Niall Ferguson has a very curious essay in today’s New York Times. He asserts two things that are clearly true — that Americans typically take their religion far more seriously than Europeans do, and that Americans are also more committed to paid work, with longer workweeks and longer worklives — and claims that the two observations prove that Max Weber was right about the Protestant ethic.
The main point of the essay is political rather than religious: Ferguson fears that the European Union will impose what he calls its “secularized sloth” on the Eastern European countries who are lining up to join it. Ferguson seems a little confused in his treatment of Catholicism, and I doubt that Weber would think that the article adequately restates his thesis, but let those details pass.
To me, the striking thing about the article is Ferguson’s strongly-expressed but apparently unexamined preference for overwork as a way of life and his apparent unawareness of the irony involved in claiming a Christian religious sanction for a commitment to relentless getting and spending.
By ordinary economic logic, the richer we get the more we ought to be willing, at the margin, to trade off material goods for the leisure in which to enjoy them. That Americans have actually been lengthening their work years over the past couple of decades is doubtless true, but it ought to be regarded as puzzling rather than praiseworthy. We ought to be examining our social system to figure out why it doesn’t offer more opportunities to earn a little less and have a little more time off, and why so many people in the richest country in the world feel so stretched financially that they neglect their health (for example by undersleeping and underexcercising), their friendships, and their families to pile up the dough. It isn’t just that the workweek has extended; commuting times, too, have grown.
Why? Why aren’t Americans taking more of their increased wealth as leisure rather than consumer goods? Robert Frank has some thoughts on these topics that seem to me convincing, both in Luxury Fever and in the book on “Winner-take-all” economics he wrote with Phil Cook, but I’m insisting here on the questions rather than on any particular answers.
Put aside for the moment about the problems of children whose parents aren’t (still) married. Just how pleased are we supposed to be that an upper-middle-class child of today in an intact family gets substantially fewer parental hours devoted to his or her upbringing than would have been true a generation ago? The entry of women into the professional workplace was, in my view, a great social accomplishment, but wouldn’t we be better off as a country if both the earners in two-earner families with kids felt able to work fewer hours and spend more hours doing the job of parent?

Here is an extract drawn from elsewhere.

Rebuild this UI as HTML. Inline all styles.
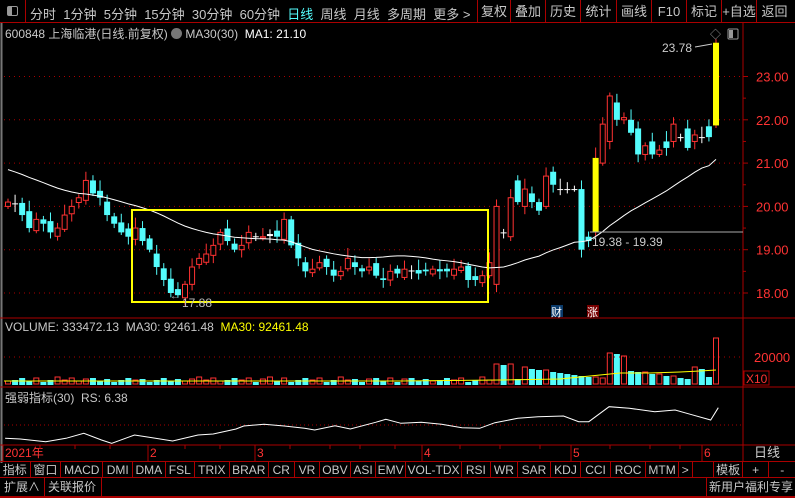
<!DOCTYPE html><html><head><meta charset="utf-8"><style>
*{margin:0;padding:0;box-sizing:border-box}
body{width:795px;height:498px;background:#000;overflow:hidden;font-family:"Liberation Sans","Noto Sans CJK SC",sans-serif;font-size:12px;color:#c8c8c8;position:relative}
.abs{position:absolute}
</style></head><body>
<div class="abs" style="left:0;top:0;width:795px;height:23px;border-bottom:1px solid #a00"></div>
<div class="abs" style="left:25px;top:0;width:1px;height:23px;background:#a00"></div>
<div class="abs" style="left:7px;top:6px;width:11px;height:10px;border:1px solid #999;border-radius:2px"><div style="width:4px;height:8px;background:#999"></div></div>
<div class="abs" style="left:30px;top:4px;font-size:13px;word-spacing:0">
<span>分时</span>&nbsp;&nbsp;<span>1分钟</span>&nbsp;&nbsp;<span>5分钟</span>&nbsp;&nbsp;<span>15分钟</span>&nbsp;&nbsp;<span>30分钟</span>&nbsp;&nbsp;<span>60分钟</span>&nbsp;&nbsp;<span style="color:#54fcfc">日线</span>&nbsp;&nbsp;<span>周线</span>&nbsp;&nbsp;<span>月线</span>&nbsp;&nbsp;<span>多周期</span>&nbsp;&nbsp;<span>更多 &gt;</span></div>
<div class="abs" style="left:477px;top:0;height:23px;display:flex;font-size:13px">
<span style="width:34px;border-left:1px solid #a00;border-right:1px solid #a00;text-align:center;line-height:23px">复权</span><span style="width:35px;border-right:1px solid #a00;text-align:center;line-height:23px">叠加</span><span style="width:35px;border-right:1px solid #a00;text-align:center;line-height:23px">历史</span><span style="width:36px;border-right:1px solid #a00;text-align:center;line-height:23px">统计</span><span style="width:35px;border-right:1px solid #a00;text-align:center;line-height:23px">画线</span><span style="width:35px;border-right:1px solid #a00;text-align:center;line-height:23px">F10</span><span style="width:35px;border-right:1px solid #a00;text-align:center;line-height:23px">标记</span><span style="width:35px;border-right:1px solid #a00;text-align:center;line-height:23px">+自选</span><span style="width:35px;text-align:center;line-height:23px">返回</span></div>
<div class="abs" style="left:5px;top:25px">600848 上海临港(日线.前复权) <span style="display:inline-block;width:11px;height:11px;border-radius:50%;background:#777;vertical-align:-1px"></span> MA30(30)&nbsp; <span style="color:#fff">MA1: 21.10</span></div>
<div class="abs" style="left:5px;top:320px">VOLUME: 333472.13&nbsp; MA30: 92461.48&nbsp; <span style="color:#ff0">MA30: 92461.48</span></div>
<div class="abs" style="left:5px;top:389px">强弱指标(30)&nbsp; RS: 6.38</div>
<svg class="abs" style="left:0;top:0" width="795" height="498" id="s"></svg>
<div class="abs" style="left:0;top:461px;width:795px;height:17px;border-top:1px solid #a00;border-bottom:1px solid #a00;display:flex;font-size:12px;line-height:16px">
<span style="width:31px;border-right:1px solid #a00;text-align:center">指标</span><span style="width:31px;border-right:1px solid #a00;text-align:center">窗口</span><span style="width:43px;border-right:1px solid #a00;text-align:center">MACD</span><span style="width:30px;border-right:1px solid #a00;text-align:center">DMI</span><span style="width:33px;border-right:1px solid #a00;text-align:center">DMA</span><span style="width:30px;border-right:1px solid #a00;text-align:center">FSL</span><span style="width:35px;border-right:1px solid #a00;text-align:center">TRIX</span><span style="width:40px;border-right:1px solid #a00;text-align:center">BRAR</span><span style="width:26px;border-right:1px solid #a00;text-align:center">CR</span><span style="width:26px;border-right:1px solid #a00;text-align:center">VR</span><span style="width:31px;border-right:1px solid #a00;text-align:center">OBV</span><span style="width:26px;border-right:1px solid #a00;text-align:center">ASI</span><span style="width:30px;border-right:1px solid #a00;text-align:center">EMV</span><span style="width:57px;border-right:1px solid #a00;text-align:center">VOL-TDX</span><span style="width:29px;border-right:1px solid #a00;text-align:center">RSI</span><span style="width:28px;border-right:1px solid #a00;text-align:center">WR</span><span style="width:33px;border-right:1px solid #a00;text-align:center">SAR</span><span style="width:31px;border-right:1px solid #a00;text-align:center">KDJ</span><span style="width:30px;border-right:1px solid #a00;text-align:center">CCI</span><span style="width:36px;border-right:1px solid #a00;text-align:center">ROC</span><span style="width:33px;border-right:1px solid #a00;text-align:center">MTM</span><span style="width:14px;border-right:1px solid #a00;text-align:center">&gt;</span><span style="width:22px;border-right:1px solid #a00"></span><span style="width:29px;border-right:1px solid #a00;text-align:center">模板</span><span style="width:27px;border-right:1px solid #a00;text-align:center">+</span><span style="width:26px;text-align:center">-</span></div>
<div class="abs" style="left:0;top:478px;width:795px;height:20px;display:flex;line-height:19px;border-bottom:2px solid #a00">
<span style="width:45px;border-right:1px solid #a00;padding-left:4px">扩展∧</span><span style="width:57px;border-right:1px solid #a00;padding-left:3px">关联报价</span><span style="flex:1;border-right:1px solid #a00"></span><span style="width:88px;padding-left:2px;white-space:nowrap;overflow:hidden">新用户福利专享</span></div>
<script>
var s=document.getElementById('s'),h='';
function Y(p){return 293-(p-18)*43.3}
h+='<line x1="743" y1="23" x2="743" y2="461" stroke="#a00"/>';
h+='<rect x="0.5" y="23" width="2" height="440" fill="#777"/>';
[318,387,445].forEach(function(y){h+='<line x1="0" y1="'+y+'" x2="795" y2="'+y+'" stroke="#a00"/>'});
[18,19,20,21,22,23].forEach(function(p){var y=Y(p);h+='<line x1="4" y1="'+y+'" x2="743" y2="'+y+'" stroke="#a00" stroke-dasharray="1,4"/><line x1="743" y1="'+y+'" x2="748" y2="'+y+'" stroke="#a00"/><text x="756" y="'+(y+5)+'" fill="#f33" font-size="13">'+p+'.00</text>'});
[18.5,19.5,20.5,21.5,22.5].forEach(function(p){var y=Y(p);h+='<line x1="743" y1="'+y+'" x2="746" y2="'+y+'" stroke="#a00"/>'});
var C=[20.1,20.05,19.8,19.5,19.7,19.6,19.4,19.5,19.8,20.0,20.2,20.6,20.3,20.2,19.8,19.6,19.4,19.3,19.5,19.2,19.0,18.6,18.3,18.0,17.95,18.2,18.6,18.8,18.9,19.1,19.4,19.2,19.0,19.1,19.4,19.3,19.3,19.35,19.3,19.7,19.1,18.8,18.5,18.55,18.7,18.6,18.4,18.5,18.8,18.6,18.5,18.6,18.4,18.3,18.5,18.45,18.55,18.5,18.45,18.5,18.55,18.5,18.5,18.55,18.6,18.3,18.3,18.4];
var L=[[18.4,18.7],[18.2,20.0],[19.4,19.4],[19.3,20.2],[20.6,20.1],[20.0,20.4],[20.3,20.1],[20.1,19.9],[20.0,20.7],[20.8,20.5],[20.4,20.4],[20.4,20.4],[20.4,20.4],[20.4,19.0],[19.3,19.2],[19.4,21.12],[21.0,21.9],[21.5,22.55],[22.4,22.0],[22.0,22.05],[22.0,21.7],[21.8,21.2],[21.2,21.4],[21.5,21.2],[21.2,21.3],[21.5,21.35],[21.5,21.9],[21.6,21.6],[21.8,21.35],[21.5,21.65],[21.6,21.6],[21.85,21.6],[21.87,23.78]];
var D=[];for(var i=0;i<C.length;i++){var o=i?C[i-1]+((i*37%7)-3)*0.03:20.0;D.push([o,C[i]])}
L.forEach(function(d){D.push(d)});
var all=[];for(i=0;i<30;i++)all.push(21.7-i*0.055);D.forEach(function(d){all.push(d[1])});
var ma=[];
D.forEach(function(d,i){var x=8+i*7.08;var o=d[0],c=d[1],hi=Math.max(o,c)+0.08+(i*13%5)*0.04,lo=Math.min(o,c)-0.06-(i*7%4)*0.04;
var up=c>o,col=up?'#ff3232':'#54fcfc';if(i==83||i==100)col='#ff0';if(Math.abs(c-o)<0.02)col='#fff';
h+='<line x1="'+x+'" y1="'+Y(hi)+'" x2="'+x+'" y2="'+Y(lo)+'" stroke="'+(col=='#ff0'?'#ff3232':col)+'"/>';
var t=Y(Math.max(o,c)),b=Y(Math.min(o,c)),hh=Math.max(1,b-t);
if(col=='#ff0')h+='<rect x="'+(x-3)+'" y="'+t+'" width="6" height="'+hh+'" fill="#ff0"/>';
else if(up)h+='<rect x="'+(x-2.5)+'" y="'+t+'" width="5" height="'+hh+'" fill="#000" stroke="'+col+'"/>';
else h+='<rect x="'+(x-3)+'" y="'+t+'" width="6" height="'+hh+'" fill="'+col+'"/>';
var s2=0;for(var k=i;k<i+30;k++)s2+=all[k+1];ma.push(x+','+Y(s2/30));
var v=3+(i*17%5);if(i>=69)v=6+(i*11%12);if(i==69||i==70||i==71)v=20;if(i==85||i==86)v=31;if(i==87)v=28;if(i==99)v=8;if(i==100)v=46;
var vc=up?'#ff3232':'#54fcfc';
if(up)h+='<rect x="'+(x-2.5)+'" y="'+(384-v)+'" width="5" height="'+v+'" fill="none" stroke="'+vc+'"/>';else h+='<rect x="'+(x-3)+'" y="'+(385-v)+'" width="6" height="'+v+'" fill="'+vc+'"/>';
});
h+='<polyline points="'+ma.join(' ')+'" fill="none" stroke="#fff" stroke-width="1"/>';
h+='<polyline points="4,381 400,381 500,380 560,379 580,377 600,375 620,373 650,373 680,372 700,371 716,370" fill="none" stroke="#ff0"/>';
h+='<line x1="4" y1="357" x2="743" y2="357" stroke="#a00" stroke-dasharray="1,4"/><text x="754" y="362" fill="#f33" font-size="13">20000</text>';
h+='<rect x="744" y="371" width="25" height="14" fill="none" stroke="#a00"/><text x="746" y="383" fill="#f33" font-size="12">X10</text>';
var R=[[10,370],[40,372],[90,380],[130,370],[165,355],[200,375],[220,385],[265,360],[300,368],[340,378],[390,360],[420,357],[465,342],[480,333],[520,328],[560,333],[600,340],[620,345],[660,332],[690,342],[740,322],[760,313],[790,325],[830,322],[870,328],[910,338],[945,340],[975,323],[1020,310],[1060,305],[1110,303],[1140,320],[1160,320],[1200,275],[1240,280],[1290,290],[1330,285],[1360,298],[1400,315],[1415,278]];
h+='<line x1="4" y1="425" x2="743" y2="425" stroke="#a00" stroke-dasharray="1,3"/>';
h+='<polyline points="'+R.map(function(p){return (p[0]/1.97).toFixed(1)+','+(315+p[1]/3).toFixed(1)}).join(' ')+'" fill="none" stroke="#fff"/>';
h+='<rect x="132" y="210" width="356" height="92" fill="none" stroke="#ff0" stroke-width="2"/>';
h+='<text x="182" y="307" fill="#bbb" font-size="12">17.88</text><text x="170" y="299" fill="#bbb" font-size="10">\u2190</text>';
h+='<line x1="590" y1="232" x2="743" y2="232" stroke="#aaa"/><text x="592" y="246" fill="#ccc" font-size="12">19.38 - 19.39</text>';
h+='<text x="662" y="52" fill="#ccc" font-size="12">23.78</text><line x1="695" y1="47" x2="712" y2="44" stroke="#ccc"/>';
h+='<text x="710" y="38" fill="#999" font-size="11">◇</text><rect x="728" y="29" width="10" height="10" fill="none" stroke="#999" rx="1"/><rect x="729" y="30" width="4" height="8" fill="#999"/>';
h+='<rect x="551" y="305" width="12" height="12" fill="#0a3a6a"/><text x="551" y="316" fill="#fff" font-size="11">财</text>';
h+='<rect x="587" y="305" width="12" height="12" fill="#700"/><text x="587" y="316" fill="#fff" font-size="11">涨</text>';
[[5,'2021年'],[150,'2'],[257,'3'],[424,'4'],[573,'5'],[704,'6']].forEach(function(d){h+='<line x1="'+(d[0]-2)+'" y1="445" x2="'+(d[0]-2)+'" y2="461" stroke="#a00"/><text x="'+d[0]+'" y="457" fill="#f33" font-size="12">'+d[1]+'</text>'});
[40,75,110,185,220,290,330,360,395,460,500,540,610,650,680].forEach(function(x){h+='<line x1="'+x+'" y1="445" x2="'+x+'" y2="449" stroke="#a00"/>'});
h+='<text x="754" y="457" fill="#ccc" font-size="13">日线</text>';
s.innerHTML=h;
</script>
</body></html>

Ferguson can barely control his rage at the thought that the horrid, horrid “Old European” European Union is threatening to deprive the innocent (though now, Ferguson reports, Godless) Czechs of the glorious opportunity to put in 2000 hours a year at the office. That will, he explains, mean that the US will continue to have a higher GDP per capita than Europe, despite the fact that Western European productivity is as high as, or higher than, ours. He seems to think this is self-evidently A Bad Thing, though he doesn’t bother to explain why.
Nor does Ferguson ever reflect on what a certain rabbi from Nazareth might think about all of this. But it’s not really very hard to figure out; the Sermon on the Mount is memorably eloquent: “Lay not up treasure here on earth … you cannot serve God and Mammon … Behold the fowls of the air: for they sow not, neither do they reap, nor gather into barns; yet your heavenly Father feedeth them…And why take ye thought for raiment? Behold the lilies of the field: they toil not, neither do they spin, and yet I say to you that even Solomon in all his glory was not arrayed like one of these …”
Jesus, as quoted in the Gospels, is sometimes obscure, but his position on the Protestant Ethic couldn’t be clearer. He was against it.
Now I’m not very religious, and the religion I mostly don’t practice isn’t Christianity. So I’m not committed to the idea that what Jesus said is the way people ought to behave. And of course there are lots of things about institutional Christianity that are hard to square with the Gospels; there’s no contradiction between the textual claim that the Sermon on the Mount is hostile to accumulation and Weber’s sociological claim that some aspects of Protestantism were favorable to economic growth.
But isn’t it rather strange to claim as an argument in favor of Christian religiosity that it encourages people to sacrifice their children to Mammon?